魏王的谦逊换来了吕祖谦的感动,也使得某个小混蛋在做出恶意揣测之余更信心陡增。
“敢问魏王殿下,您可是在此屋被毒虫叮咬?”为了那千金悬赏,更是为了不在短时间内就被人揭穿真面目,鱼寒拿出了专业人士的专业态度,没有选择跟魏王闲聊。
“这位就是东莱先生所言的小神医吧?”或许是因为身体状况确实不允许说太多废话,魏王忽略了鱼寒的无礼,主动解释道:“本王此疾乃是月前起于书房之内!”
“哦!却不知王爷可方面让小生……”这才合理嘛,若是躺在床上被咬了,那肯定不止是四肢遭殃,说不定还得……
“小神医这边请!”看来已经不止是鱼寒一个人提出过这种要求,小厮在得到许可之后也是非常迅速地担当起了带路人,只留下吕祖谦继续在这里陪同魏王闲聊。
“魏王喜欢夜读?”桌案上的烛台引起了鱼寒的注意,瞧那些燃了半截的蜡烛,应该是在出事之后就没有得到及时更换。
“敢叫小神医得知,王爷殿下……”反正是不要钱的恭维话,为了能更好在王府办差的小厮当然也不会吝啬。
“王爷是用此物取暖?”指了指屋内的那个大炭炉,鱼寒似乎也不再怀疑魏王确实有能力为了治病而开出千金悬赏。
就这瞧上去应该是纯铜铸造的大家伙,少说也得有百十来斤。
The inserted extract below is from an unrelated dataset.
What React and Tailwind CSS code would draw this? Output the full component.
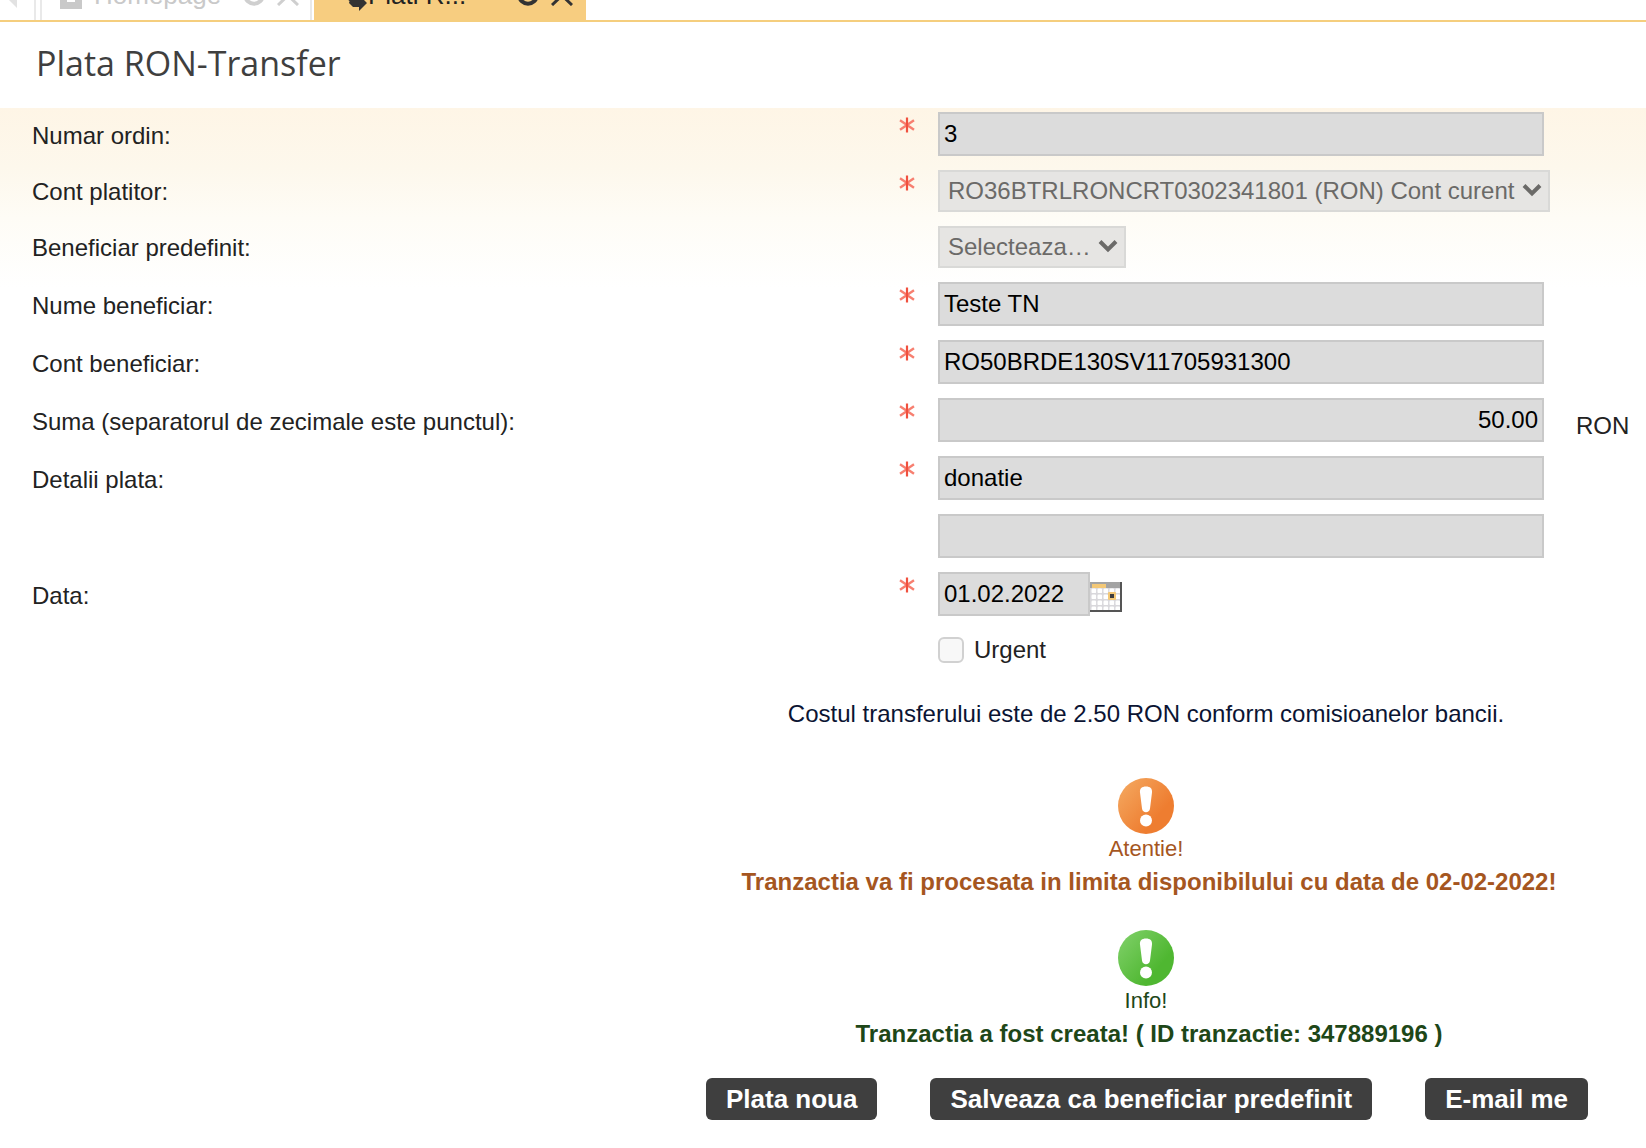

即使不考虑这精美的做工,仅是搬了回去砸成碎片进行兜售,那也足够让自己等人过个大肥年了!
“小神医好眼力,此物乃是太上皇念及王爷自幼体弱,故而……”能够被摆在魏王书房内的东西,又岂是什么寻常物件?而说到这个大炭炉,小厮更是一脸的骄傲。
“炉子不错,只是……”绕着书房仔细打量了一圈,鱼寒也终于发现了一个显得有些不太协调的方,有些怀疑地指着角落处那堆黑乎乎的东西道:“你该不会告诉我,王爷就是用那些破烂取暖的吧?”